The ground was soft and muddy, sinking into soggy craters beneath her feet. It had rained steadily through the night, a cold stinging downpour that drummed on the roof and rattled through the naked trees. She had sat up listening to it, alone in the kitchen, letting cup after cup of tea cool by her elbow. When gray morning light crept through the window and the rain softened to a drizzle, she stood—knees cracking, joints creaking—to go outside.
The clouds had broken apart after dawn, and in a fleeting patch of sunlight she found a green stem emerging from the ground. She knelt beside it; her knees pressed into the earth. With a trembling hand she cleared a tangle of rotted leaves and winter debris. The little shoot looked like a single green matchstick separated from its bundle, but she recognized it as the beginnings of a crocus, the first flower of spring. Two months late and so fragile a misplaced step would crush it.

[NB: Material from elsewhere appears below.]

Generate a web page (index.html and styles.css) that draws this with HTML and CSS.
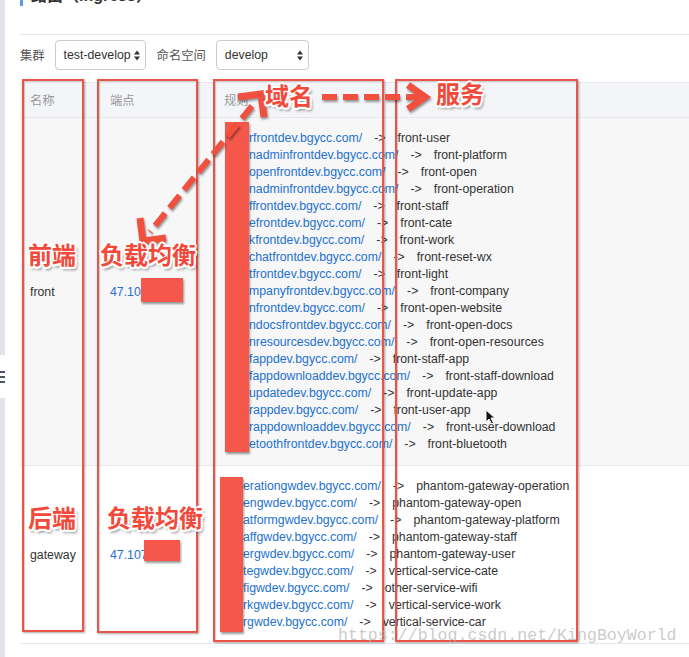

And she thought, for one wild moment: she would hurry back to the house with the news. Spring had come after all, finally, finally there was life in the orchard, and the girls would whoop and laugh with joy and—
They were gone.
Her girls were gone. The house was empty. There was nobody waiting for her return, nobody to celebrate this one bold flower-to-be. A thousand flowers could have bloomed overnight and she would remain the only one to see them. Even the little Abrams boy, the one who looked so much like Henry—like the child they might have had, if everything had been different—he was nowhere to be seen. She was rather afraid she had scared him away for good, when they had surprised each other a few days ago. She had been without her notebook and unable to tell him he was allowed to stay, she wasn’t a w
icked witch who gobbled up little boys for supper, she wasn’t going to hurt him like whoever had given him that bruise on his wrist.
She could show him the crocus if he appeared again. Enlist his small hands to search for other shoots, to clear the dead leaves and let them breathe. There was too much quiet now that she was alone. A child could be trusted with a flower.

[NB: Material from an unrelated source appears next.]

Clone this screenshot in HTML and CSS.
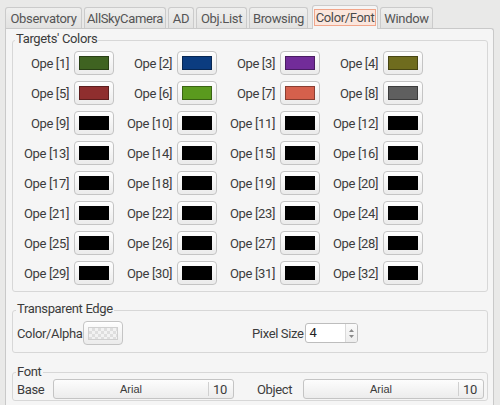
FILE: index.html
```html
<!DOCTYPE html>
<html>
<head>
<meta charset="utf-8">
<link rel="stylesheet" href="styles.css">
</head>
<body>
<div class="tabbar">
  <div class="tab t-obs">Observatory</div>
  <div class="tab t-sky">AllSkyCamera</div>
  <div class="tab t-ad">AD</div>
  <div class="tab t-obj">Obj.List</div>
  <div class="tab t-brw">Browsing</div>
  <div class="tab active"><span class="focus">Color/Font</span></div>
  <div class="tab t-win">Window</div>
</div>
<div class="pane">
  <fieldset class="group targets">
    <legend>Targets' Colors</legend>
    <div class="ope-grid">
      <div class="ope"><span>Ope [1]</span><span class="cbtn"><span class="sw c1"></span></span></div>
      <div class="ope"><span>Ope [2]</span><span class="cbtn"><span class="sw c2"></span></span></div>
      <div class="ope"><span>Ope [3]</span><span class="cbtn"><span class="sw c3"></span></span></div>
      <div class="ope"><span>Ope [4]</span><span class="cbtn"><span class="sw c4"></span></span></div>
      <div class="ope"><span>Ope [5]</span><span class="cbtn"><span class="sw c5"></span></span></div>
      <div class="ope"><span>Ope [6]</span><span class="cbtn"><span class="sw c6"></span></span></div>
      <div class="ope"><span>Ope [7]</span><span class="cbtn"><span class="sw c7"></span></span></div>
      <div class="ope"><span>Ope [8]</span><span class="cbtn"><span class="sw c8"></span></span></div>
      <div class="ope"><span>Ope [9]</span><span class="cbtn"><span class="sw"></span></span></div>
      <div class="ope"><span>Ope [10]</span><span class="cbtn"><span class="sw"></span></span></div>
      <div class="ope"><span>Ope [11]</span><span class="cbtn"><span class="sw"></span></span></div>
      <div class="ope"><span>Ope [12]</span><span class="cbtn"><span class="sw"></span></span></div>
      <div class="ope"><span>Ope [13]</span><span class="cbtn"><span class="sw"></span></span></div>
      <div class="ope"><span>Ope [14]</span><span class="cbtn"><span class="sw"></span></span></div>
      <div class="ope"><span>Ope [15]</span><span class="cbtn"><span class="sw"></span></span></div>
      <div class="ope"><span>Ope [16]</span><span class="cbtn"><span class="sw"></span></span></div>
      <div class="ope"><span>Ope [17]</span><span class="cbtn"><span class="sw"></span></span></div>
      <div class="ope"><span>Ope [18]</span><span class="cbtn"><span class="sw"></span></span></div>
      <div class="ope"><span>Ope [19]</span><span class="cbtn"><span class="sw"></span></span></div>
      <div class="ope"><span>Ope [20]</span><span class="cbtn"><span class="sw"></span></span></div>
      <div class="ope"><span>Ope [21]</span><span class="cbtn"><span class="sw"></span></span></div>
      <div class="ope"><span>Ope [22]</span><span class="cbtn"><span class="sw"></span></span></div>
      <div class="ope"><span>Ope [23]</span><span class="cbtn"><span class="sw"></span></span></div>
      <div class="ope"><span>Ope [24]</span><span class="cbtn"><span class="sw"></span></span></div>
      <div class="ope"><span>Ope [25]</span><span class="cbtn"><span class="sw"></span></span></div>
      <div class="ope"><span>Ope [26]</span><span class="cbtn"><span class="sw"></span></span></div>
      <div class="ope"><span>Ope [27]</span><span class="cbtn"><span class="sw"></span></span></div>
      <div class="ope"><span>Ope [28]</span><span class="cbtn"><span class="sw"></span></span></div>
      <div class="ope"><span>Ope [29]</span><span class="cbtn"><span class="sw"></span></span></div>
      <div class="ope"><span>Ope [30]</span><span class="cbtn"><span class="sw"></span></span></div>
      <div class="ope"><span>Ope [31]</span><span class="cbtn"><span class="sw"></span></span></div>
      <div class="ope"><span>Ope [32]</span><span class="cbtn"><span class="sw"></span></span></div>
    </div>
  </fieldset>

  <fieldset class="group edge">
    <legend>Transparent Edge</legend>
    <div class="edge-row">
      <div class="field alpha"><span>Color/Alpha</span><span class="cbtn"><span class="sw checker"></span></span></div>
      <div class="field pix"><span>Pixel Size</span>
        <span class="spin"><span class="val">4</span>
          <span class="arrows">
            <svg width="5" height="3" viewBox="0 0 5 3"><path d="M0 3 L2.5 0 L5 3 Z" fill="#8a8a8a"/></svg>
            <svg width="5" height="3" viewBox="0 0 5 3"><path d="M0 0 L2.5 3 L5 0 Z" fill="#8a8a8a"/></svg>
          </span>
        </span>
      </div>
    </div>
  </fieldset>

  <fieldset class="group font">
    <legend>Font</legend>
    <div class="font-row">
      <span>Base</span>
      <span class="fbtn"><span class="name">Arial</span><span class="size">10</span></span>
      <span class="lbl2">Object</span>
      <span class="fbtn"><span class="name">Arial</span><span class="size">10</span></span>
    </div>
  </fieldset>
</div>
</body>
</html>
```

FILE: styles.css
```css
* { box-sizing: border-box; }
html, body { margin: 0; }
body {
  width: 500px;
  height: 405px;
  overflow: hidden;
  background: #e9e9e8;
  font-family: Roboto, Lato, "Noto Sans", sans-serif;
  font-size: 13px;
  letter-spacing: -0.35px;
  color: #3c3c3c;
}

.tabbar {
  display: flex;
  align-items: flex-end;
  height: 28px;
  padding-left: 5px;
  gap: 2px;
  position: relative;
  z-index: 1;
}
.tab {
  height: 21px;
  padding: 0;
  border: 1px solid #cbcbcb;
  border-bottom: none;
  border-radius: 3px 3px 0 0;
  background: linear-gradient(#efefee, #e2e2e1);
  color: #555;
  display: flex;
  align-items: center;
  justify-content: center;
  white-space: nowrap;
  line-height: 1;
}
.t-obs { width: 77px; }
.t-sky { width: 82px; }
.t-ad { width: 26px; }
.t-obj { width: 51px; }
.t-brw { width: 59px; }
.t-win { width: 53px; }
.tab.active {
  width: 66px;
  height: 24px;
  margin: 0 0 -1px 2px;
  padding: 3px 1px 0;
  align-items: flex-start;
  background: #f5f5f5;
}
.focus {
  width: 62px;
  border: 1px solid #f2a68a;
  background: #fbe6dd;
  height: 17px;
  display: flex;
  align-items: center;
  justify-content: center;
  color: #4a4a4a;
}

.pane {
  margin: 0 6px 0 5px;
  height: 377px;
  border: 1px solid #c9c9c9;
  border-bottom: none;
  border-radius: 0 3px 0 0;
  background: #f5f5f5;
  padding: 3px 5px 0 6px;
  overflow: hidden;
}

.group {
  margin: 0;
  border: 1px solid #d7d7d7;
  border-radius: 3px;
  min-width: 0;
}
.group legend {
  padding: 0 1px 3px;
  margin-left: -1px;
  line-height: 14px;
  font-size: 13px;
  color: #3c3c3c;
}

.targets { padding: 2px 3px 6px; }
.ope-grid {
  display: grid;
  grid-template-columns: repeat(4, 98px);
  column-gap: 5px;
  row-gap: 6px;
}
.ope {
  display: flex;
  justify-content: flex-end;
  align-items: center;
  gap: 5px;
  height: 24px;
}
.cbtn {
  width: 40px;
  height: 24px;
  flex: none;
  border: 1px solid #c4c4c4;
  border-radius: 4px;
  background: linear-gradient(#fefefe, #ebebeb);
  box-shadow: inset 0 1px 0 #fff;
  display: flex;
  align-items: center;
  justify-content: center;
}
.sw {
  width: 30px;
  height: 14px;
  background: #000;
  border: 1px solid rgba(0, 0, 0, 0.35);
}
.c1 { background: #3f6321; }
.c2 { background: #0b3c80; }
.c3 { background: #722c99; }
.c4 { background: #6f6c1e; }
.c5 { background: #8f2e2e; }
.c6 { background: #5a9a1e; }
.c7 { background: #d5604c; }
.c8 { background: #5f5f5f; }
.sw.checker {
  height: 13px;
  border: 1px solid #d0d0d0;
  background: repeating-conic-gradient(#dedede 0 25%, #f2f2f2 0 50%) 0 0 / 6px 6px;
}

.edge { margin-top: 10px; padding: 2px 4px 7px; }
.edge-row {
  display: grid;
  grid-template-columns: 1fr 1fr;
  column-gap: 4px;
}
.field {
  display: flex;
  align-items: center;
  gap: 3px;
  height: 24px;
}
.alpha { gap: 0; }
.pix { gap: 1px; }
.spin {
  width: 53px;
  height: 20px;
  border: 1px solid #bdbdbd;
  border-radius: 3px;
  background: #fff;
  display: flex;
  overflow: hidden;
}
.spin .val { flex: 1; padding-left: 4px; line-height: 18px; color: #222; }
.spin .arrows {
  width: 12px;
  border-left: 1px solid #dadada;
  background: linear-gradient(#fafafa, #ededed);
  display: flex;
  flex-direction: column;
  align-items: center;
  justify-content: center;
  gap: 3px;
}
.spin svg { display: block; }

.font { margin-top: 12px; padding: 0 3px 1px 4px; }
.font legend { padding-bottom: 0; }
.font-row {
  display: grid;
  grid-template-columns: 36px 181px 69px 181px;
  align-items: center;
}
.lbl2 { padding-left: 23px; }
.fbtn {
  height: 20px;
  border: 1px solid #c4c4c4;
  border-radius: 3px;
  background: linear-gradient(#fdfdfd, #ececec);
  display: flex;
  align-items: center;
}
.fbtn .name {
  flex: 1;
  text-align: center;
  font-family: "Liberation Sans", Arial, sans-serif;
  font-size: 11px;
  letter-spacing: 0;
  color: #3c3c3c;
}
.fbtn .size {
  width: 25px;
  height: 14px;
  border-left: 1px solid #d0d0d0;
  padding-left: 4px;
  display: flex;
  align-items: center;
}
```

Her knees ached. Her eyes remained fixed on the crocus shoot, but her thoughts turned and stretched, traveled through the muddy gray orchard and over the brown fields, up to the house now echoing and empty, and she imagined herself walking back slowly, grass and flowers springing from the earth with every footstep like she was a crone from a fairy tale, not a selfish hag but a generous queen. Overhead the apple trees would blossom pink and white, a blush spreading over every leafless branch, and by the time she reached the house, spring would have come, and as flowers bloomed in a riot of color and the garden grew heavy with bounty, Verity would return from the hospital, Sorrow from her father’s home, and together in the orchard, in the embrace of their living mountains, they would be a family again, and begin to heal their broken hearts.
It was only a single shoot, one shy crocus not yet formed, but it was green.
38
HEAVY GRAY CLOUDS were gathering over Abrams Valley again. The air was humid and warm, but there was a breeze kicking up. This was the promise of a summer storm, not an aberration. Those few tourists still wandering around town were eyeing the sky warily.
Verity held the door of the sheriff’s department open for Sorrow, and they walked down the sidewalk toward the car parked half a block away.
“It’ll rain soon,” Verity said.
Sorrow looked up, and with the motion a wave of dizziness passed over her. Her eyes were hot with exhaustion, her blood buzzing with too much caffeine. It felt as though the hours since she’d found Cassie in the cemetery grove had passed in the bewildering whirl of a dream. She had called Dr. Parker to get through to Verity. She had called her father. She had gone to the police station as soon as Verity came home in the morning. She had given her statement, she had told the truth, she had answered all of the sheriff’s questions. Her part in it was supposed to be over now. She had been eight and Cassie nine; under Vermont law neither of them was criminally liable for the fires they had set.